Güvenli Ayrılma Dönemi
2-4 yaş çocuğun kendisinin annesinden ayrı bir birey olduğunu anlamaya başladığı ayrılma dönemidir. Bu dönemde kendi varlığının tek olduğunu fark eden çocuk özgürleşmeye başlar ve çevreye ilgisi daha da yoğunlaşır. Fakat ayrılma dönemi bağlanılan kişiden kopma olarak düşünülmemelidir. Çocuk güvenli bağlanma gerçekleştirdiği kişiye artık her daim güven duyacaktır. Yalnız bağlandığı kişi yanında olmadığında yoğun stres yaşamayacaktır. Çünkü çocuk kendisinin korunduğundan, sevildiğinden ve asla bırakılmayacağından emindir. Çocuk için artık bu güven duygusuyla dünyayı keşfetme zamanıdır.

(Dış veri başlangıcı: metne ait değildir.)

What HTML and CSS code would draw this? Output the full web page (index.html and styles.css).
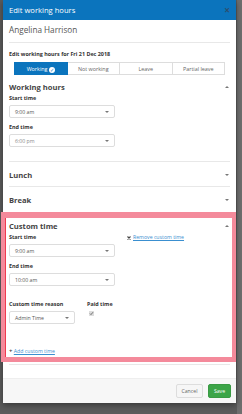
FILE: index.html
```html
<!DOCTYPE html>
<html lang="en">
<head>
    <meta charset="UTF-8">
    <title>Edit working hours</title>
    <link rel="stylesheet" href="styles.css">
</head>
<body>
    <div class="backdrop-strip"></div>
    <div class="modal">
        <div class="modal-header">
            <span class="modal-title">Edit working hours</span>
            <span class="modal-close">&times;</span>
        </div>

        <div class="modal-body">
            <div class="employee-name">Angelina Harrison</div>

            <div class="date-label">Edit working hours for Fri 21 Dec 2018</div>
            <div class="segments">
                <button class="segment active">Working <span class="tick">&#10003;</span></button>
                <button class="segment">Not working</button>
                <button class="segment">Leave</button>
                <button class="segment">Partial leave</button>
            </div>

            <div class="section">
                <div class="section-head">
                    <span>Working hours</span>
                    <span class="caret up"></span>
                </div>
                <label class="field-label">Start time</label>
                <div class="select">9:00 am<span class="caret"></span></div>
                <label class="field-label">End time</label>
                <div class="select muted">6:00 pm<span class="caret"></span></div>
            </div>

            <div class="section collapsed">
                <div class="section-head">
                    <span>Lunch</span>
                    <span class="caret"></span>
                </div>
            </div>

            <div class="section collapsed last">
                <div class="section-head">
                    <span>Break</span>
                    <span class="caret"></span>
                </div>
            </div>
        </div>

        <div class="highlight">
            <div class="section-head">
                <span>Custom time</span>
                <span class="caret up"></span>
            </div>
            <div class="row">
                <div class="col">
                    <label class="field-label">Start time</label>
                    <div class="select">9:00 am<span class="caret"></span></div>
                    <label class="field-label">End time</label>
                    <div class="select">10:00 am<span class="caret"></span></div>
                </div>
                <a class="remove-link">
                    <svg class="x" width="4" height="4" viewBox="0 0 4 4"><path d="M0.5 0.5L3.5 3.5M3.5 0.5L0.5 3.5" stroke="#444" stroke-width="1.1"/></svg>
                    <u>Remove custom time</u>
                </a>
            </div>
            <div class="row reason-row">
                <div>
                    <label class="field-label">Custom time reason</label>
                    <div class="select small">Admin Time<span class="caret"></span></div>
                </div>
                <div class="paid">
                    <label class="field-label">Paid time</label>
                    <span class="checkbox">
                        <svg width="5" height="5" viewBox="0 0 5 5"><path d="M1 2.6L2 3.6L4 1.2" stroke="#555" stroke-width="0.8" fill="none"/></svg>
                    </span>
                </div>
            </div>
            <a class="add-link"><span class="plus">+</span> <u>Add custom time</u></a>
        </div>

        <div class="body-end"></div>

        <div class="modal-footer">
            <button class="btn btn-cancel">Cancel</button>
            <button class="btn btn-save">Save</button>
        </div>
    </div>
</body>
</html>
```

FILE: styles.css
```css
* {
    margin: 0;
    padding: 0;
    box-sizing: border-box;
    font-family: 'Open Sans', sans-serif;
}

body {
    background: #5b5b5b;
    width: 242px;
    height: 414px;
    overflow: hidden;
    position: relative;
}

.backdrop-strip {
    position: absolute;
    right: 0;
    top: 0;
    width: 5px;
    height: 414px;
    background: #6e6e6e;
}

.modal {
    position: relative;
    margin-left: 3px;
    width: 233px;
    height: 403px;
    background: #fff;
    display: flex;
    flex-direction: column;
    box-shadow: 0 2px 6px rgba(0,0,0,0.4);
}

.modal-header {
    background: #0b74bd;
    height: 20px;
    flex-shrink: 0;
    display: flex;
    align-items: center;
    justify-content: space-between;
    padding: 0 6px;
    color: #fff;
}

.modal-title {
    font-size: 7.6px;
}

.modal-close {
    color: #2c4f6e;
    font-size: 10px;
    font-weight: 700;
}

.modal-body {
    padding: 0 6px;
}

.employee-name {
    font-size: 8.2px;
    line-height: 12px;
    color: #555;
    padding: 4px 0 6px;
    border-bottom: 1px solid #e8e8e8;
}

.date-label {
    font-size: 5.4px;
    line-height: 8px;
    font-weight: 700;
    color: #333;
    margin-top: 7px;
}

.segments {
    display: flex;
    margin: 4px 5px 0;
}

.segment {
    flex: 1;
    height: 13px;
    border: 1px solid #ddd;
    border-left: none;
    background: #fff;
    color: #666;
    font-size: 5.4px;
}

.segment:first-child {
    border-left: 1px solid #ddd;
}

.segment.active {
    background: #0b74bd;
    border-color: #0b74bd;
    color: #fff;
}

.tick {
    display: inline-block;
    width: 6px;
    height: 6px;
    border-radius: 50%;
    background: #fff;
    color: #0b74bd;
    font-size: 4.5px;
    line-height: 6px;
    text-align: center;
    vertical-align: -1px;
}

.section {
    border-bottom: 1px solid #e8e8e8;
    padding-bottom: 14px;
}

.section.collapsed {
    padding-bottom: 6px;
}

.section.last {
    border-bottom: none;
}

.section-head {
    display: flex;
    justify-content: space-between;
    align-items: center;
    font-size: 7.6px;
    line-height: 10px;
    font-weight: 700;
    color: #444;
    margin-top: 7px;
    padding-right: 1px;
}

.section.collapsed .section-head {
    margin-top: 8px;
}

.caret {
    width: 0;
    height: 0;
    border-left: 2.5px solid transparent;
    border-right: 2.5px solid transparent;
    border-top: 2.5px solid #777;
}

.caret.up {
    border-top: none;
    border-bottom: 2.5px solid #777;
}

.field-label {
    display: block;
    font-size: 5.4px;
    line-height: 7px;
    font-weight: 700;
    color: #333;
    margin-top: 6px;
    margin-bottom: 3px;
}

.section-head + .field-label,
.col .field-label:first-child {
    margin-top: 3px;
}

.select {
    width: 106px;
    height: 13px;
    border: 1px solid #ddd;
    border-radius: 2px;
    font-size: 5.2px;
    color: #555;
    padding: 0 5px;
    display: flex;
    justify-content: space-between;
    align-items: center;
}

.select.muted {
    color: #888;
}

.select.small {
    width: 66px;
}

.highlight {
    margin: 1px 0 0 -2px;
    border: 6px solid #f48a9b;
    border-left-width: 4px;
    border-right-width: 4px;
    border-bottom-width: 5px;
    box-shadow: inset 1px 0 0 #f03a4f;
    padding: 3px 2px 2px 4px;
}

.highlight .section-head {
    margin-top: 0;
}

.row {
    display: flex;
    align-items: flex-start;
}

.col {
    width: 118px;
}

.remove-link {
    font-size: 5.2px;
    line-height: 7px;
    color: #3a8fd0;
    margin-top: 3px;
    display: flex;
    align-items: center;
    gap: 2px;
}

.reason-row {
    margin-top: 9px;
}

.paid {
    margin-left: 12px;
}

.checkbox {
    display: block;
    width: 5px;
    height: 5px;
    background: #ddd;
    margin: 3px 0 0 2px;
}

.checkbox svg {
    display: block;
}

.add-link {
    display: block;
    font-size: 5.2px;
    line-height: 8px;
    color: #3a8fd0;
    margin-top: 23px;
}

.add-link .plus {
    color: #444;
    font-weight: 700;
    font-size: 6px;
}

.body-end {
    margin: 2px 6px 0;
    border-bottom: 1px solid #e8e8e8;
}

.modal-footer {
    margin-top: auto;
    height: 25px;
    flex-shrink: 0;
    background: #f7f7f7;
    border-top: 1px solid #eee;
    display: flex;
    justify-content: flex-end;
    align-items: center;
    gap: 5px;
    padding: 0 5px;
}

.btn {
    height: 14px;
    font-size: 5.2px;
    background: #f6f6f6;
    border: 1px solid #ddd;
    border-radius: 2px;
    color: #666;
}

.btn-cancel {
    width: 27px;
}

.btn-save {
    width: 23px;
    background: #3ca548;
    border-color: #3a9a44;
    color: #fff;
}
```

Güvenli Bağlanmanın Kişiliğe ve Yaşama Etkisi
Güvenli bağlanan çocukların algılama düzeyi ve öğrenmeleri bağlanmayı sağlıklı gerçekleştiremeyen çocuklara göre daha yüksektir. Zorluklarla karşılaştıklarında kendilerine özgü çözüm yolları üretmeye başlayarak sorunlarla başa çıkabilirler. Öfke kontrolü, stres yönetimi gibi becerileri gelişmiştir. Özgüvenleri yüksek olduğu için sosyal becerileri de gelişir. İnsan ilişkilerinde sağlıklı iletişim kurabilirler. Okul çağına geldiklerinde arkadaşları arasında kabul görmeleri daha kolay olur. Kendilerini yalnız ve yalıtılmış hissetmezler. Yalnız kaldıklarında dahi benlik algıları yüksek olduğu için bununla başa çıkabilirler. Ergenlik dönemine geldiklerinde kimlik karmaşası yaşamaları uzun sürmez. Güvenli bağlanan çocuklar yaşamlarının tüm gelişimsel dönemlerinin gerektirdiği rolleri yerine getirebilir. Anne-babalara düşen görev çocuğu desteklemek ve koşulsuz sevgi göstermektir.